And let me say a special thanks to the Valley Forge High School Band for being here. I am not so old that I do not remember what it's like to try to play one of those instruments in the rain. It's not easy, and let's give them another hand. Come on. [Applause] I also want to thank all the other students who are here. There is a group of students back here - [applause] - there is a group of students in the back over there with a sign that says they got out of school and I have to sign their permission slip. So I will do that for the ones in the back.
Ladies and gentlemen, thank you all for being here. Thanks for that "Ohio Republicans for Clinton/Gore" sign. That looks good to me. I am delighted to be back here. Let me say, all of you know that 4 years ago when I ran for President we had a time of high unemployment and rising frustration. And all of you know that compared to 4 years ago, we are better off. We have 10 1/2 million more jobs. The unemployment rate in Ohio has gone from 7 percent to 4.8 percent. Average family income in the last 2 years is up $1,600 after inflation, after being stagnant for a decade. We are moving in the right direction. The crime rate has come down for 4 years in a row. The welfare rolls have dropped. Child support collections are up almost 50 percent. We're moving in the right direction.
This election will determine what direction we take into the 21st century. That is the decision before all of you.
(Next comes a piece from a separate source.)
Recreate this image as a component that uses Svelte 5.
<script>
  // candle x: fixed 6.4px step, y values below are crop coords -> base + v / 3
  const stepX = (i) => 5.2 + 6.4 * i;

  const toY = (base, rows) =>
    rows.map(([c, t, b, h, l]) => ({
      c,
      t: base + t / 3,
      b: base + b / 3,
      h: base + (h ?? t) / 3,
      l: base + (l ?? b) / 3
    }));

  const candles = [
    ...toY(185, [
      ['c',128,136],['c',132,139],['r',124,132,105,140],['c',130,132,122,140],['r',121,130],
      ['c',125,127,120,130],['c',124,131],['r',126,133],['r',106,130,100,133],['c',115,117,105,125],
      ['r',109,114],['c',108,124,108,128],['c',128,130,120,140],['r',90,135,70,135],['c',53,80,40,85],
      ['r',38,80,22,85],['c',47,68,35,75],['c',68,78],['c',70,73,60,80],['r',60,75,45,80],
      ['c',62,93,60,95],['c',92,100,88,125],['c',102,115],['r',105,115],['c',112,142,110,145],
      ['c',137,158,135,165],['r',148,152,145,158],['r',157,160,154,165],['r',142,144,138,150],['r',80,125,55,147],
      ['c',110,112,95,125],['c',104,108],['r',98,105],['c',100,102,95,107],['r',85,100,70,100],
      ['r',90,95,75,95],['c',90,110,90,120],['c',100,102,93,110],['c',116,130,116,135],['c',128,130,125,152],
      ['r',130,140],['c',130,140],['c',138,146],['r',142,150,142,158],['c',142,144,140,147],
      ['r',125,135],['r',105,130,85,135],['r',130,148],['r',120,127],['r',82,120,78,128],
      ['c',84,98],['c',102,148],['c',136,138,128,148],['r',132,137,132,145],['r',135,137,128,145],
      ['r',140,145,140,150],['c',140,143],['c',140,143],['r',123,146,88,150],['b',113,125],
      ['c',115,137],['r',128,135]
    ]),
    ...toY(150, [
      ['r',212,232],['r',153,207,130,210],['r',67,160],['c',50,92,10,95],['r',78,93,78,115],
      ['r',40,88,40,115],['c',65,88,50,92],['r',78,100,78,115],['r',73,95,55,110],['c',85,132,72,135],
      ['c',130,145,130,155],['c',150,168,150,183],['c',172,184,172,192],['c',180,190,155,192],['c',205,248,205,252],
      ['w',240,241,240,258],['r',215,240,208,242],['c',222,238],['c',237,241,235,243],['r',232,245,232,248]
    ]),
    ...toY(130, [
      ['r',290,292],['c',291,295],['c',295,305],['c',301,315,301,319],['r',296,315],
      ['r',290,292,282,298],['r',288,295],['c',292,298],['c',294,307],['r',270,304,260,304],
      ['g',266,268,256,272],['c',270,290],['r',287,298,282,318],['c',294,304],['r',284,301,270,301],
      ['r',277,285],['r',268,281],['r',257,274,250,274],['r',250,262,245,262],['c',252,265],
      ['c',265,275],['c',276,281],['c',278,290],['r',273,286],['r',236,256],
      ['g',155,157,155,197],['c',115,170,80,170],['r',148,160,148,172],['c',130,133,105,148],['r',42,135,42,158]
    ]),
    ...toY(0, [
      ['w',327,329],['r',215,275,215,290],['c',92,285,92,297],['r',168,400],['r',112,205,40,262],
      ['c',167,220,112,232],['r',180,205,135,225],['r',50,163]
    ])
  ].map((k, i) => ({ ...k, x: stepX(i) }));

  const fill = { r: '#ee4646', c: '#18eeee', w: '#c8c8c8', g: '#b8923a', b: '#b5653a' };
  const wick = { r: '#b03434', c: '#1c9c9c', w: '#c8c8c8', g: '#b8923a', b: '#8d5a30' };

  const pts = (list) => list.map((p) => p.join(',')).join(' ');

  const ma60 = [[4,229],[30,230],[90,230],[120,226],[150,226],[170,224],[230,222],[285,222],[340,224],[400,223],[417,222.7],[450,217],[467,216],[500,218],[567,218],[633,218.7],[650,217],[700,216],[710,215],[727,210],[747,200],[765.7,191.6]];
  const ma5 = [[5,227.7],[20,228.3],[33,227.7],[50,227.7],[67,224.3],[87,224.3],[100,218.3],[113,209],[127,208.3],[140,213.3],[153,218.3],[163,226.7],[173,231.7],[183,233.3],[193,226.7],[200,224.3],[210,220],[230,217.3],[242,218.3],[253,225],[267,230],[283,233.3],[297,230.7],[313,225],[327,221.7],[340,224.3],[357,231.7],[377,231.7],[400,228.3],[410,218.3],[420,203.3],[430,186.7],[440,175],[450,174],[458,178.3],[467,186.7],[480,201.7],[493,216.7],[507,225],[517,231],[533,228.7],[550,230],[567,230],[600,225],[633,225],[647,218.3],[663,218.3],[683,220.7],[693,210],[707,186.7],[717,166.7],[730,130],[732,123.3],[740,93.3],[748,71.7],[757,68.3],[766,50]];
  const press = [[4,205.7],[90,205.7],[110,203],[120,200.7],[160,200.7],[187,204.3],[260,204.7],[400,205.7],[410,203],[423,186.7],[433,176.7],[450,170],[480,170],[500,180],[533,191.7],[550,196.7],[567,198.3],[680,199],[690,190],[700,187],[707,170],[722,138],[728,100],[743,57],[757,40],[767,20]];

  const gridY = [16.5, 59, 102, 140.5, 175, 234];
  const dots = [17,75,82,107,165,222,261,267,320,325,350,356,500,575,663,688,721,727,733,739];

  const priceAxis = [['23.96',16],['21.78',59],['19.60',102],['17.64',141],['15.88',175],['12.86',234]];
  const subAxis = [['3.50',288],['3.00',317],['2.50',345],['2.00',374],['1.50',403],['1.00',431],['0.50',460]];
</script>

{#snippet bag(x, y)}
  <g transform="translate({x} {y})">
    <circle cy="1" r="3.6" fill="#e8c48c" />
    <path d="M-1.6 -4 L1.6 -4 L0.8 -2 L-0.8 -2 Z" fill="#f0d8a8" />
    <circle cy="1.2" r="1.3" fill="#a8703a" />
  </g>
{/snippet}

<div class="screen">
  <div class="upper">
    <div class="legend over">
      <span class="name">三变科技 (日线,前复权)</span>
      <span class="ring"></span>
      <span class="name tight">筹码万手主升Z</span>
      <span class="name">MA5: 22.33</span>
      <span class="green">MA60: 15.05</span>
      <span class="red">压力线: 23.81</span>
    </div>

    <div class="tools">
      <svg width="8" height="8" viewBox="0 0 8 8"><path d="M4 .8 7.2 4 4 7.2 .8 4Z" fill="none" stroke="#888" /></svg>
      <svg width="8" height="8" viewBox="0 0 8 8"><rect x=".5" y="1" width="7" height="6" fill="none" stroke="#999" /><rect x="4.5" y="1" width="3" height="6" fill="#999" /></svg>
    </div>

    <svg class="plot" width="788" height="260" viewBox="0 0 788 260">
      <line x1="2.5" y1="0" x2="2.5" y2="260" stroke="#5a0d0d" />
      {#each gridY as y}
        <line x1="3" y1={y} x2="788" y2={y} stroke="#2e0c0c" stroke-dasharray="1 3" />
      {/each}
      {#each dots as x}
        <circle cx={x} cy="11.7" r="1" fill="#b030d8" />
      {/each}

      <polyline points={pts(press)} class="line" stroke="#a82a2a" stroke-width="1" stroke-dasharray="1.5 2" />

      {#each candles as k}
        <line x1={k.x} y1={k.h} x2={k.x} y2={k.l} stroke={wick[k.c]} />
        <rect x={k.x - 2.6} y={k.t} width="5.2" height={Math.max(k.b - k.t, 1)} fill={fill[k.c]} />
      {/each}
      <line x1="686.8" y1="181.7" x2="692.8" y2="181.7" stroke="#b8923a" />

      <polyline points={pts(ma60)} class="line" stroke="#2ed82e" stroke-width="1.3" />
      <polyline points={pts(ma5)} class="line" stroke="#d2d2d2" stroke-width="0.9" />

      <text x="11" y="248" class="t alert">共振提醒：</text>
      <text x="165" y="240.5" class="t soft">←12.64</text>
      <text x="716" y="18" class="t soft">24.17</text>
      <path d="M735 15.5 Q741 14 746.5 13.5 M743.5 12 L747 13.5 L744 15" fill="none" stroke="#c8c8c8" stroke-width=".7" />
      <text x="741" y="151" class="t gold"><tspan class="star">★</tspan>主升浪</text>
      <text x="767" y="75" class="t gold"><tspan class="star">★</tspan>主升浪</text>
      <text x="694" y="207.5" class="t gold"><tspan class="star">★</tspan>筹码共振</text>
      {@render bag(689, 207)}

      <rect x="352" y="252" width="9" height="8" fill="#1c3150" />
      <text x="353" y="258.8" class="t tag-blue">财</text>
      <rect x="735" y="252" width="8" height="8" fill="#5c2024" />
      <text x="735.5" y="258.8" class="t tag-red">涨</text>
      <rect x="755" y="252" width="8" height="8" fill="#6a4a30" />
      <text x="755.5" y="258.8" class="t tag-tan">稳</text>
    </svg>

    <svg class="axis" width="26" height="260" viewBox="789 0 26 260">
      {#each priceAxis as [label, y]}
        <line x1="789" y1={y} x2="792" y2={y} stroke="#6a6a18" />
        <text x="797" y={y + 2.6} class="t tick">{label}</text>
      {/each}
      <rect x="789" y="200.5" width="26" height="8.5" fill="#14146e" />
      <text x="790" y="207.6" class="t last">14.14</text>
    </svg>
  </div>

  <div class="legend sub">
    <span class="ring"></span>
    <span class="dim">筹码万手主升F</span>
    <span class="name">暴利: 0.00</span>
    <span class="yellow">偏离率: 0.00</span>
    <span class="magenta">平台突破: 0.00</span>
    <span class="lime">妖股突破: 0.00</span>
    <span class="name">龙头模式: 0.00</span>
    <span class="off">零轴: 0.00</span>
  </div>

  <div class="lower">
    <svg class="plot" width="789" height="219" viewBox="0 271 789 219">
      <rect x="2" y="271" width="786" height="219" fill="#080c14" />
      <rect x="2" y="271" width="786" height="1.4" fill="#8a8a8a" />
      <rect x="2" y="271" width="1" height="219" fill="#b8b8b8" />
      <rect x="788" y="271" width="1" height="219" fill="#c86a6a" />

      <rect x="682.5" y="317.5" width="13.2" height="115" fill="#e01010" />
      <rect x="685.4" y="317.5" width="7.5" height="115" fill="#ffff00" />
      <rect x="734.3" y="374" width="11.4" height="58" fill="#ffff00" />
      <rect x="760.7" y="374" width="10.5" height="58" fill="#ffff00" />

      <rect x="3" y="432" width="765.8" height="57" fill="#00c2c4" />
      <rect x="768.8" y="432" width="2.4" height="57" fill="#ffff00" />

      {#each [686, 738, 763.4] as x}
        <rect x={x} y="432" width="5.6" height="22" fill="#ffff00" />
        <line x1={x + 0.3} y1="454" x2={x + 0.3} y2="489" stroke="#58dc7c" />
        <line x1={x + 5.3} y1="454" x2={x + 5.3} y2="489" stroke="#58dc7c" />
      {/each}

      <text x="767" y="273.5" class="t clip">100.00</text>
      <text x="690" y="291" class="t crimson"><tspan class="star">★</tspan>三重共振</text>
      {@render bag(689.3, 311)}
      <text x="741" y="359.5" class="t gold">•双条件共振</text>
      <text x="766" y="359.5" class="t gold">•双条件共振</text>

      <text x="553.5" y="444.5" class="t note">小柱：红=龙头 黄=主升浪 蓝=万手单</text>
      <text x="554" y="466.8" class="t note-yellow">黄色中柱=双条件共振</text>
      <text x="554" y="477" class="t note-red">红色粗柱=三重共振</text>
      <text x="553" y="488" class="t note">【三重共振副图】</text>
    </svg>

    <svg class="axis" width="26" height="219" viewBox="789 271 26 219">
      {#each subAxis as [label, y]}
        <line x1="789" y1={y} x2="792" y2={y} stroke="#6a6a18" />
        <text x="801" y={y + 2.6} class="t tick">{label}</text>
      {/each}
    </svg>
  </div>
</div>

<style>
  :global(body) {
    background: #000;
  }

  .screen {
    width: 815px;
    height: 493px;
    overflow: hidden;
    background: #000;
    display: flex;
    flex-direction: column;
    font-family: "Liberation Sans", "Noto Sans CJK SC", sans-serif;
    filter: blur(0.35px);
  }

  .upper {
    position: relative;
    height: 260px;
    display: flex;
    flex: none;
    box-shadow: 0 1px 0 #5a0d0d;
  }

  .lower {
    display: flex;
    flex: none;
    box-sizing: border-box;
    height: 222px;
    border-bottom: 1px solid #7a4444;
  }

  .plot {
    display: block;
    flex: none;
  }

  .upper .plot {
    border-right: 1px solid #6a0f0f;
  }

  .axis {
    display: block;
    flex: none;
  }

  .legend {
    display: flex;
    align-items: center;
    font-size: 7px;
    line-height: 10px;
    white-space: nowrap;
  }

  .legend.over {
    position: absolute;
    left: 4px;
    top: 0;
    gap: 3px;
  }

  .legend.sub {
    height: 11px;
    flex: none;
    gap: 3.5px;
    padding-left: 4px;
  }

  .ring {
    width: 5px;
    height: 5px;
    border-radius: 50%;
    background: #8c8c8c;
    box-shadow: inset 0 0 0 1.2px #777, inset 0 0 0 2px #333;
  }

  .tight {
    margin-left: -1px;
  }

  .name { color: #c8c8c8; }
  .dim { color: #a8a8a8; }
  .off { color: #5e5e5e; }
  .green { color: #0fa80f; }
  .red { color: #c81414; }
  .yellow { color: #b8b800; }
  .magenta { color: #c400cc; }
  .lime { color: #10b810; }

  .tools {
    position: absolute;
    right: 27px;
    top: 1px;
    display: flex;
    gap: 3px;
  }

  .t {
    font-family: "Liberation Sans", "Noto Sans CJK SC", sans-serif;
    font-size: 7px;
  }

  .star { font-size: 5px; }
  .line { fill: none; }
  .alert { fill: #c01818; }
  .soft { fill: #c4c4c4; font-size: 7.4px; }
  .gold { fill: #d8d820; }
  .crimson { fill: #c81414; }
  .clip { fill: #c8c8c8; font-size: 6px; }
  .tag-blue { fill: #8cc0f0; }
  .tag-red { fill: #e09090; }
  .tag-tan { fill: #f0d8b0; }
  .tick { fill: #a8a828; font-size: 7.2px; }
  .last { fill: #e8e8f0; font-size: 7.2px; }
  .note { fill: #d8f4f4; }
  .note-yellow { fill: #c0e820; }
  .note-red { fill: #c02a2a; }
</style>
Will you help me build a bridge to the 21st century? [Applause] If you compare the work we've done in the last month since you had your voices heard, compared to the last 2 years, when I vetoed a budget that would have cut education for the first time in American history, weakened environmental protection, undermined the commitments of Medicare and Medicaid - and you stood by me and made your voices heard. Now, in the last month, we raised the minimum wage for 10 million working Americans. We passed the Kennedy-Kassebaum health care reform bill that says you cannot lose your health insurance anymore because somebody in your family has been sick or because you changed jobs. We gave a $5,000 tax credit to families that would adopt some of these hundreds of thousands of children out there who need a home and support of a family. And we made it easier for small-business people to take out pensions for themselves and their employees. We are moving in the right direction.
But now you have to make a decision in about 2 weeks. Your vote will decide whether we balance our budget and protect Medicare and Medicaid, education and the environment, and give targeted tax cuts to families to help them raise their children and educate them, to help them save for that first-time home or deal with medical costs, or whether we blow a hole in the deficit with a risky tax scheme that will raise taxes on the 9 million working people, increase the deficit, and cut education again. I think the answer is clear. Your vote will decide whether we continue to support families, whether we continue to fight crime, whether we really finish the job of reforming welfare.
Yes, we passed a bill that says people on welfare have 2 years to turn that welfare check into a paycheck. Now we have to make sure the jobs are there so that they can take the jobs and build good families. Your vote will decide whether we continue to clean up the environment or give in to those who say we have to weaken our environment to grow our economy. You know better than that. I want to clean up 500 more toxic waste dumps in this country so every American child will be growing up next to parks, not poison, and I think you do, too.
Most of all, your vote will decide whether we continue our struggle for world-class education for the schoolchildren who are here, whether we continue to expand Head Start, whether we continue to raise standards, whether we hook up every single classroom in the United States of America to the information superhighway - the Internet, the World Wide Web - by the year 2000, so that for the first time in history every child in America, in a private, parochial, or a public school, whether in a rich, a middle class, or a very poor district - for the first time ever we'll have every child able to hook into the same amount of learning in the same time, in the same way from all over the world. It will revolutionize opportunity for every child in the United States.